=== WHAT IS REQUIRED ===
In the data, extract each line that holds the string "screenshot".

— START OF DATA FOR THE TASK —

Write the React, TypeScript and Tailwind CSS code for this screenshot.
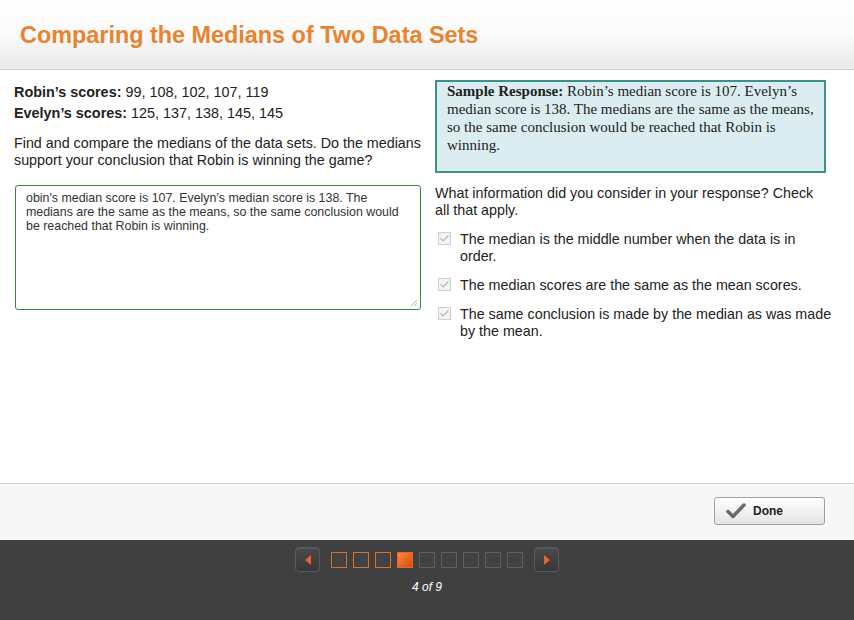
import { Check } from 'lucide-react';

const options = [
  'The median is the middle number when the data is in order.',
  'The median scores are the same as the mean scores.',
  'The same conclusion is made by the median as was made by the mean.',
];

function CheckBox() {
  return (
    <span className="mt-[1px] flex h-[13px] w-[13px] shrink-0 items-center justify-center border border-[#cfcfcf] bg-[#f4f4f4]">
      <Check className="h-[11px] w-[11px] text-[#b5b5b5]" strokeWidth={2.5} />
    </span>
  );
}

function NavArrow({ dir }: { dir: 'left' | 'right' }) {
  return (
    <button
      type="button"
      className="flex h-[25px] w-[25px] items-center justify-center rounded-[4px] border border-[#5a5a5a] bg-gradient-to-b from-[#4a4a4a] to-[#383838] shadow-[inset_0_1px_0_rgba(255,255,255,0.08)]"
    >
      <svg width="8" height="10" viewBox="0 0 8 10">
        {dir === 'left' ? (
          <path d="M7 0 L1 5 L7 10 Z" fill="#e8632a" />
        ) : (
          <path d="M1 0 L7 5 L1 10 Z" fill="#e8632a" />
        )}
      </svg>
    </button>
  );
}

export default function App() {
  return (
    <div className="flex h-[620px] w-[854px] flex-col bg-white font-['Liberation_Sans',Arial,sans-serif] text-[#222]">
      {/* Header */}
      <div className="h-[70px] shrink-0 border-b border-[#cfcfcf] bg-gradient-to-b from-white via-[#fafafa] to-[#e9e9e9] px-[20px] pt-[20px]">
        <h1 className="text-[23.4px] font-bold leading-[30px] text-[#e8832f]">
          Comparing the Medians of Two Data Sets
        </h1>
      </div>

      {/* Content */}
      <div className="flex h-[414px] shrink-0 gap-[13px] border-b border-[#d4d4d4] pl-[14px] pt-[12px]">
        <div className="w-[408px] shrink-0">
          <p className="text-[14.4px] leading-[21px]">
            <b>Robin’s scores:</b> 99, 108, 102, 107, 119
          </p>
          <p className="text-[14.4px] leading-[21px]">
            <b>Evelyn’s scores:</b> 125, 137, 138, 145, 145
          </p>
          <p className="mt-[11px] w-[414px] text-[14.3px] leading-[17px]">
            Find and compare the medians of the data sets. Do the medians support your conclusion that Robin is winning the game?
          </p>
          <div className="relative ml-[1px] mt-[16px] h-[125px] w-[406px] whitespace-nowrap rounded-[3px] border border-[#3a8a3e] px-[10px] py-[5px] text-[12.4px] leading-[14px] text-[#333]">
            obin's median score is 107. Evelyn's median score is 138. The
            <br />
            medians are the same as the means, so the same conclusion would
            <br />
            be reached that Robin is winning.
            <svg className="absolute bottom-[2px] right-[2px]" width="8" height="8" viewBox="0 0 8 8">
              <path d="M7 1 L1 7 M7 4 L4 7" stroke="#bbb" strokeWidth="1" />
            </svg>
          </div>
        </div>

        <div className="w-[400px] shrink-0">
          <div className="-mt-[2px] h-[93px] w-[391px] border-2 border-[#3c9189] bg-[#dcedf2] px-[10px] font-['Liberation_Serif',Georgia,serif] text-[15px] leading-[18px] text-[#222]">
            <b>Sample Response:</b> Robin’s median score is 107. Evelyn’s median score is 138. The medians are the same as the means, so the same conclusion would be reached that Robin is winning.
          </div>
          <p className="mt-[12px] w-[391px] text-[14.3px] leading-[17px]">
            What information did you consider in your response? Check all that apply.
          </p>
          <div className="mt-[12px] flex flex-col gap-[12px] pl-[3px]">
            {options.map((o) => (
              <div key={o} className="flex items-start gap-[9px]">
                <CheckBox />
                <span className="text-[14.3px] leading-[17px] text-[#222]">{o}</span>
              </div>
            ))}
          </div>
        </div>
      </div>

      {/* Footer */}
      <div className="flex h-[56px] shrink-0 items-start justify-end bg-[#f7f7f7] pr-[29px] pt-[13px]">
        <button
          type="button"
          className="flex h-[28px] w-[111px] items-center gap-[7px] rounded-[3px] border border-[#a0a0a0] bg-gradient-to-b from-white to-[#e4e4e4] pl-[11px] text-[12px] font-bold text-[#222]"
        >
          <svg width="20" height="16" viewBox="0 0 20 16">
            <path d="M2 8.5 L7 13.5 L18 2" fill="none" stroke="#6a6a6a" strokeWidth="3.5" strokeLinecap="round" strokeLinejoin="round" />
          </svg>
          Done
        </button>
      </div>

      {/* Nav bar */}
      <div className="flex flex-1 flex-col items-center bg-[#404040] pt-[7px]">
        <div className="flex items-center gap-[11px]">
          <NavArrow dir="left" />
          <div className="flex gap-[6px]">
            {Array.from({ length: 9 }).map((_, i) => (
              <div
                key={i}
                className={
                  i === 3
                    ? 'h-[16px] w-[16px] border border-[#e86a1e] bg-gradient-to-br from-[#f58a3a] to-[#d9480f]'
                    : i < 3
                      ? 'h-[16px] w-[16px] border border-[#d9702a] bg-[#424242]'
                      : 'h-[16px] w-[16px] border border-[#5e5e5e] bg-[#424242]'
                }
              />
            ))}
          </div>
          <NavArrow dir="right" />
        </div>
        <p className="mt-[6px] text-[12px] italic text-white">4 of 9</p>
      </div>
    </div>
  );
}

— END OF DATA FOR THE TASK —
— START OF DATA FOR THE TASK —

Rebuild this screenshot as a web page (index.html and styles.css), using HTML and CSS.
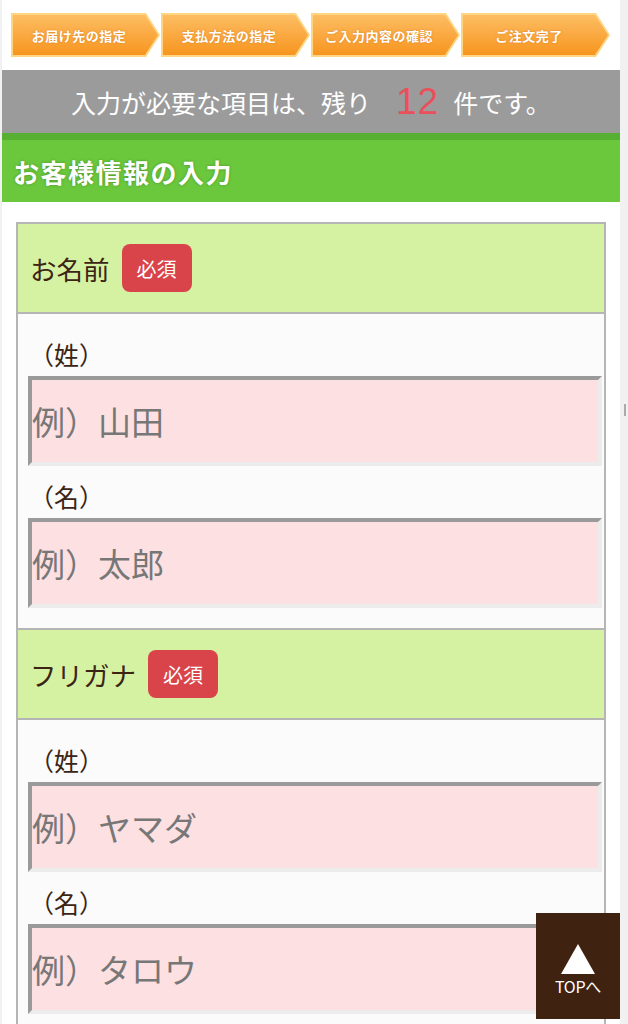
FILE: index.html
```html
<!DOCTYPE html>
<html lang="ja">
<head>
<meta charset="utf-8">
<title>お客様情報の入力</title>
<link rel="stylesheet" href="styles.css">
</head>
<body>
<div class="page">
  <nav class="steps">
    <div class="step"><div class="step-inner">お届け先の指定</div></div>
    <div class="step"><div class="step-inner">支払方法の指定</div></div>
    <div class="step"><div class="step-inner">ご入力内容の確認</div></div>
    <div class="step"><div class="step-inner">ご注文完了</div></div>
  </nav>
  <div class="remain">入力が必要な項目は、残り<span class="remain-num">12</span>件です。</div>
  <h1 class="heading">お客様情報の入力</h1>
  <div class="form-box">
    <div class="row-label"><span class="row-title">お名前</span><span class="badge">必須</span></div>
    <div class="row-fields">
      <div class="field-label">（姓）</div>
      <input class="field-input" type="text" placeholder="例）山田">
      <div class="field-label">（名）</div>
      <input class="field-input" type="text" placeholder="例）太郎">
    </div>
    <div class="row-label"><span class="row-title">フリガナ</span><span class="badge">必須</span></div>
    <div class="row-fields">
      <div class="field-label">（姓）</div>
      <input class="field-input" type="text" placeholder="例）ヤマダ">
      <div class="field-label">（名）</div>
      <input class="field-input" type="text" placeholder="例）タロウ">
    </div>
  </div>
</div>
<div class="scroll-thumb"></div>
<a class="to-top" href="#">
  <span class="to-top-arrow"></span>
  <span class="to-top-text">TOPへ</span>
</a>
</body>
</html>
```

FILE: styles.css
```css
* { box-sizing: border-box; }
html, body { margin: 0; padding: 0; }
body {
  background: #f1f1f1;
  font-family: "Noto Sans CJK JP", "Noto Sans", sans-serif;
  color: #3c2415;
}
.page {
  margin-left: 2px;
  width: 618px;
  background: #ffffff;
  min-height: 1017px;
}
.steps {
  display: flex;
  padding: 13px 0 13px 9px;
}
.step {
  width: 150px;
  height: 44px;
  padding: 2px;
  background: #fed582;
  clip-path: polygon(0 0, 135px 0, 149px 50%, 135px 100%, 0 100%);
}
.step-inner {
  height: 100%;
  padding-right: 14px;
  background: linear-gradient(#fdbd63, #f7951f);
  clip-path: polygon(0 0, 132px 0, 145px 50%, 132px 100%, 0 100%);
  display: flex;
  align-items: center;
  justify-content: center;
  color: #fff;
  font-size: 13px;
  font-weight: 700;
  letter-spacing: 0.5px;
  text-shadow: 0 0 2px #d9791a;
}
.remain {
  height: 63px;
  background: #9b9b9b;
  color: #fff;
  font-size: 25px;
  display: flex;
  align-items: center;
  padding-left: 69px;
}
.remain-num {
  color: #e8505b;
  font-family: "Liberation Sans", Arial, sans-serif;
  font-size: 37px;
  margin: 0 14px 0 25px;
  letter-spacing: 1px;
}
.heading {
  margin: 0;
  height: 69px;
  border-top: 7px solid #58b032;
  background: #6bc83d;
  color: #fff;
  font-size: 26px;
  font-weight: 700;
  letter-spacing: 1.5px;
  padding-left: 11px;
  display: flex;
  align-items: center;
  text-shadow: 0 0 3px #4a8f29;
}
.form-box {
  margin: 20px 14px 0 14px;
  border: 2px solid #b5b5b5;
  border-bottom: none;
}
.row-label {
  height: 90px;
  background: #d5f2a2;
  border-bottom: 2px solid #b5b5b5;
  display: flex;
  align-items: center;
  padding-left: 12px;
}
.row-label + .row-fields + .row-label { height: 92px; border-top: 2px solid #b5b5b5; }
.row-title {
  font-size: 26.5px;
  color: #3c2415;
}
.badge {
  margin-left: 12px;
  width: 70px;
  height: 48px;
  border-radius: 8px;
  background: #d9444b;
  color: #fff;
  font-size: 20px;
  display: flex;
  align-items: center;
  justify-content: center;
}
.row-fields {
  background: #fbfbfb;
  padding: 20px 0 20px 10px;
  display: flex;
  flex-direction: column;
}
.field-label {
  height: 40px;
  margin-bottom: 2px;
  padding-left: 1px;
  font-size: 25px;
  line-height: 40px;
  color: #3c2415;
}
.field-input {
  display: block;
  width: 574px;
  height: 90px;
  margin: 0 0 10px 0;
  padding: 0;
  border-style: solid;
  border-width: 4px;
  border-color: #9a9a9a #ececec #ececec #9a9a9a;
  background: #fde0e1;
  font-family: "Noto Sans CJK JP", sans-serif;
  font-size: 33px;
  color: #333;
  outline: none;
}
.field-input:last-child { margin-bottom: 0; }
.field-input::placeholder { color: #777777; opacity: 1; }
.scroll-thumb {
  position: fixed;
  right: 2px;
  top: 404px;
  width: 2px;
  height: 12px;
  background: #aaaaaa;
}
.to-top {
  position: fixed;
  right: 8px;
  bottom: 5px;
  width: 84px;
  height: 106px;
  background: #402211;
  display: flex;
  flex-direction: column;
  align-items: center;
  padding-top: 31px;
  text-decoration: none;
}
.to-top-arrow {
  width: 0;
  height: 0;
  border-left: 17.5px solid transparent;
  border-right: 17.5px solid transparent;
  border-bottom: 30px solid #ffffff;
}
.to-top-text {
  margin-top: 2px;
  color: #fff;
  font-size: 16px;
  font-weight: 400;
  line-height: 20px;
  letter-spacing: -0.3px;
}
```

— END OF DATA FOR THE TASK —

=== TASK ANSWER ===
Write the React, TypeScript and Tailwind CSS code for this screenshot.
Rebuild this screenshot as a web page (index.html and styles.css), using HTML and CSS.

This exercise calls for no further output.